INSTRUCTION
Once the pictures are set aside, transcribe the remaining data exactly.

INFORMATION PROVIDED
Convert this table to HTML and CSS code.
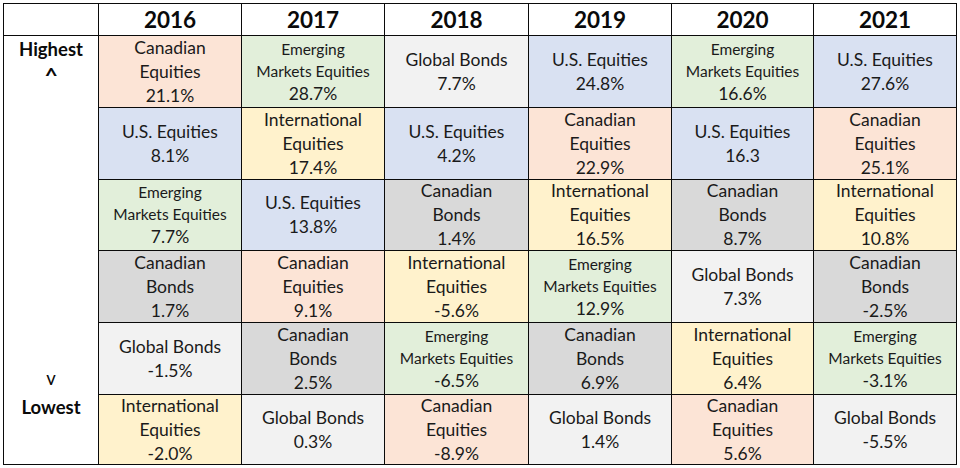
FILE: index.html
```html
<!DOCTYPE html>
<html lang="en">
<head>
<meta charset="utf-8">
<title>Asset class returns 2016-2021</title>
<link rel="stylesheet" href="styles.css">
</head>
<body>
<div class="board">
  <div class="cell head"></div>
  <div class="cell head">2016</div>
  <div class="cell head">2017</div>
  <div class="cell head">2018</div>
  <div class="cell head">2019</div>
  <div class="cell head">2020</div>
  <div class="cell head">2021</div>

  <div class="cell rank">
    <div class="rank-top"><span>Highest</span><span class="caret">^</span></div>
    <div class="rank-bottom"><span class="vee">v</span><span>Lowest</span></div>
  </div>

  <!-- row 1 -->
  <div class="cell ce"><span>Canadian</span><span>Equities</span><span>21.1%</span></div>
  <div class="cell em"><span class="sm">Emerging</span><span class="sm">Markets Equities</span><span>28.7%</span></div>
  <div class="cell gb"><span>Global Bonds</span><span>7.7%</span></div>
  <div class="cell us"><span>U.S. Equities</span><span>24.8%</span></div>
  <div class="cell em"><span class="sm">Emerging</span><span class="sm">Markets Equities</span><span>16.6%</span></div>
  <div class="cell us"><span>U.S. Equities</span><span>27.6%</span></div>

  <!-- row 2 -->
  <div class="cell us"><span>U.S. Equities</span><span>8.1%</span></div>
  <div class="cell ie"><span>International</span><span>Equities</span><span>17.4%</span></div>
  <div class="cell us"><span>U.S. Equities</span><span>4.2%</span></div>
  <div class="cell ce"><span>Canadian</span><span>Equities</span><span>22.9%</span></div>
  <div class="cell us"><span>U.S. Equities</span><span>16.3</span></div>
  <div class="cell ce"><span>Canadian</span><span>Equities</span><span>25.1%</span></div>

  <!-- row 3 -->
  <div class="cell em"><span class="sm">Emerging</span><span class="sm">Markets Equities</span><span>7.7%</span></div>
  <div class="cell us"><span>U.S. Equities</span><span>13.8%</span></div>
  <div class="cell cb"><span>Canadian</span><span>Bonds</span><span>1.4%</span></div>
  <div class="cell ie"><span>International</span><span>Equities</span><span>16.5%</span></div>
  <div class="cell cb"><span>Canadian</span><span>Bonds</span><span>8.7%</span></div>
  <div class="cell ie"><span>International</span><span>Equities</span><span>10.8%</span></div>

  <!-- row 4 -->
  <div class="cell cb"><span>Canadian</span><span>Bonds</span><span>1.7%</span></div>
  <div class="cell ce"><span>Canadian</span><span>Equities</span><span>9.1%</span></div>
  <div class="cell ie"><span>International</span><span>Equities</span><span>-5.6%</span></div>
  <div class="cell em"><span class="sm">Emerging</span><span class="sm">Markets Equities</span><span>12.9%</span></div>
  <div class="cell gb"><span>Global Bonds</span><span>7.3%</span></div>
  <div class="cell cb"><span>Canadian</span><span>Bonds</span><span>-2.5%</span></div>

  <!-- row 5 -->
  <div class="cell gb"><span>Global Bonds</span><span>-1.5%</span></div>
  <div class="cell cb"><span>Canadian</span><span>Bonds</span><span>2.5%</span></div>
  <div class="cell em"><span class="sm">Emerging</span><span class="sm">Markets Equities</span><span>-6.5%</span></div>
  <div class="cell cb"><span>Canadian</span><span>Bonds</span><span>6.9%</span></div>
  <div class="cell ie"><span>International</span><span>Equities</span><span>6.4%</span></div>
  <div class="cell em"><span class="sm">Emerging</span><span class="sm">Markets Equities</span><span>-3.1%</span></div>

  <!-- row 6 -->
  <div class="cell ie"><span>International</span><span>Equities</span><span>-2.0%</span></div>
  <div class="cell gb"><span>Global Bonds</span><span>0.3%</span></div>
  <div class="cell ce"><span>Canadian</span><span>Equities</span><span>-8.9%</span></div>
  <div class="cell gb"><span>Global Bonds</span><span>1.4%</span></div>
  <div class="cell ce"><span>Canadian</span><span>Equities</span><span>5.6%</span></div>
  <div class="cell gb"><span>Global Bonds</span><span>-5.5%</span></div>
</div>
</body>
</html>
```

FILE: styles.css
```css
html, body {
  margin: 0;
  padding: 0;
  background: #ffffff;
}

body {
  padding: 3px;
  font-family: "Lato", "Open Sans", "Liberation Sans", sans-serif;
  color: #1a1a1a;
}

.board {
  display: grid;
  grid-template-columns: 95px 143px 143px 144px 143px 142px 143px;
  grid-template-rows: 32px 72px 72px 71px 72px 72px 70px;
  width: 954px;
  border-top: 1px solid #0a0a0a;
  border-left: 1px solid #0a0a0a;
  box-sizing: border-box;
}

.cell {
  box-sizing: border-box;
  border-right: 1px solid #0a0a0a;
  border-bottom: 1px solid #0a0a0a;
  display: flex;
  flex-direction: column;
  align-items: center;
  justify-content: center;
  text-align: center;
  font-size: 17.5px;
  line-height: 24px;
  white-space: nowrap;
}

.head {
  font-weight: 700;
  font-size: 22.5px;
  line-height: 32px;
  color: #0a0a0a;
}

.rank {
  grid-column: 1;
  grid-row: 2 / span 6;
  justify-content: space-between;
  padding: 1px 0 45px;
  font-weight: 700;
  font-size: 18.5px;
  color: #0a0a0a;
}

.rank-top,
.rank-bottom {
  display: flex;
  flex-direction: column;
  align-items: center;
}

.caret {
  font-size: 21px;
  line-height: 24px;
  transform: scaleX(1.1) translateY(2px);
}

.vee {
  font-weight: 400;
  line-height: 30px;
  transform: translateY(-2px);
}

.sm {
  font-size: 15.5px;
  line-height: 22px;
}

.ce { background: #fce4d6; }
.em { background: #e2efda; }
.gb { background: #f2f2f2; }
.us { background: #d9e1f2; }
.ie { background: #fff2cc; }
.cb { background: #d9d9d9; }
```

COMPLETE ANSWER
Convert this table to HTML and CSS code.
FILE: index.html
```html
<!DOCTYPE html>
<html lang="en">
<head>
<meta charset="utf-8">
<title>Asset class returns 2016-2021</title>
<link rel="stylesheet" href="styles.css">
</head>
<body>
<div class="board">
  <div class="cell head"></div>
  <div class="cell head">2016</div>
  <div class="cell head">2017</div>
  <div class="cell head">2018</div>
  <div class="cell head">2019</div>
  <div class="cell head">2020</div>
  <div class="cell head">2021</div>

  <div class="cell rank">
    <div class="rank-top"><span>Highest</span><span class="caret">^</span></div>
    <div class="rank-bottom"><span class="vee">v</span><span>Lowest</span></div>
  </div>

  <!-- row 1 -->
  <div class="cell ce"><span>Canadian</span><span>Equities</span><span>21.1%</span></div>
  <div class="cell em"><span class="sm">Emerging</span><span class="sm">Markets Equities</span><span>28.7%</span></div>
  <div class="cell gb"><span>Global Bonds</span><span>7.7%</span></div>
  <div class="cell us"><span>U.S. Equities</span><span>24.8%</span></div>
  <div class="cell em"><span class="sm">Emerging</span><span class="sm">Markets Equities</span><span>16.6%</span></div>
  <div class="cell us"><span>U.S. Equities</span><span>27.6%</span></div>

  <!-- row 2 -->
  <div class="cell us"><span>U.S. Equities</span><span>8.1%</span></div>
  <div class="cell ie"><span>International</span><span>Equities</span><span>17.4%</span></div>
  <div class="cell us"><span>U.S. Equities</span><span>4.2%</span></div>
  <div class="cell ce"><span>Canadian</span><span>Equities</span><span>22.9%</span></div>
  <div class="cell us"><span>U.S. Equities</span><span>16.3</span></div>
  <div class="cell ce"><span>Canadian</span><span>Equities</span><span>25.1%</span></div>

  <!-- row 3 -->
  <div class="cell em"><span class="sm">Emerging</span><span class="sm">Markets Equities</span><span>7.7%</span></div>
  <div class="cell us"><span>U.S. Equities</span><span>13.8%</span></div>
  <div class="cell cb"><span>Canadian</span><span>Bonds</span><span>1.4%</span></div>
  <div class="cell ie"><span>International</span><span>Equities</span><span>16.5%</span></div>
  <div class="cell cb"><span>Canadian</span><span>Bonds</span><span>8.7%</span></div>
  <div class="cell ie"><span>International</span><span>Equities</span><span>10.8%</span></div>

  <!-- row 4 -->
  <div class="cell cb"><span>Canadian</span><span>Bonds</span><span>1.7%</span></div>
  <div class="cell ce"><span>Canadian</span><span>Equities</span><span>9.1%</span></div>
  <div class="cell ie"><span>International</span><span>Equities</span><span>-5.6%</span></div>
  <div class="cell em"><span class="sm">Emerging</span><span class="sm">Markets Equities</span><span>12.9%</span></div>
  <div class="cell gb"><span>Global Bonds</span><span>7.3%</span></div>
  <div class="cell cb"><span>Canadian</span><span>Bonds</span><span>-2.5%</span></div>

  <!-- row 5 -->
  <div class="cell gb"><span>Global Bonds</span><span>-1.5%</span></div>
  <div class="cell cb"><span>Canadian</span><span>Bonds</span><span>2.5%</span></div>
  <div class="cell em"><span class="sm">Emerging</span><span class="sm">Markets Equities</span><span>-6.5%</span></div>
  <div class="cell cb"><span>Canadian</span><span>Bonds</span><span>6.9%</span></div>
  <div class="cell ie"><span>International</span><span>Equities</span><span>6.4%</span></div>
  <div class="cell em"><span class="sm">Emerging</span><span class="sm">Markets Equities</span><span>-3.1%</span></div>

  <!-- row 6 -->
  <div class="cell ie"><span>International</span><span>Equities</span><span>-2.0%</span></div>
  <div class="cell gb"><span>Global Bonds</span><span>0.3%</span></div>
  <div class="cell ce"><span>Canadian</span><span>Equities</span><span>-8.9%</span></div>
  <div class="cell gb"><span>Global Bonds</span><span>1.4%</span></div>
  <div class="cell ce"><span>Canadian</span><span>Equities</span><span>5.6%</span></div>
  <div class="cell gb"><span>Global Bonds</span><span>-5.5%</span></div>
</div>
</body>
</html>
```

FILE: styles.css
```css
html, body {
  margin: 0;
  padding: 0;
  background: #ffffff;
}

body {
  padding: 3px;
  font-family: "Lato", "Open Sans", "Liberation Sans", sans-serif;
  color: #1a1a1a;
}

.board {
  display: grid;
  grid-template-columns: 95px 143px 143px 144px 143px 142px 143px;
  grid-template-rows: 32px 72px 72px 71px 72px 72px 70px;
  width: 954px;
  border-top: 1px solid #0a0a0a;
  border-left: 1px solid #0a0a0a;
  box-sizing: border-box;
}

.cell {
  box-sizing: border-box;
  border-right: 1px solid #0a0a0a;
  border-bottom: 1px solid #0a0a0a;
  display: flex;
  flex-direction: column;
  align-items: center;
  justify-content: center;
  text-align: center;
  font-size: 17.5px;
  line-height: 24px;
  white-space: nowrap;
}

.head {
  font-weight: 700;
  font-size: 22.5px;
  line-height: 32px;
  color: #0a0a0a;
}

.rank {
  grid-column: 1;
  grid-row: 2 / span 6;
  justify-content: space-between;
  padding: 1px 0 45px;
  font-weight: 700;
  font-size: 18.5px;
  color: #0a0a0a;
}

.rank-top,
.rank-bottom {
  display: flex;
  flex-direction: column;
  align-items: center;
}

.caret {
  font-size: 21px;
  line-height: 24px;
  transform: scaleX(1.1) translateY(2px);
}

.vee {
  font-weight: 400;
  line-height: 30px;
  transform: translateY(-2px);
}

.sm {
  font-size: 15.5px;
  line-height: 22px;
}

.ce { background: #fce4d6; }
.em { background: #e2efda; }
.gb { background: #f2f2f2; }
.us { background: #d9e1f2; }
.ie { background: #fff2cc; }
.cb { background: #d9d9d9; }
```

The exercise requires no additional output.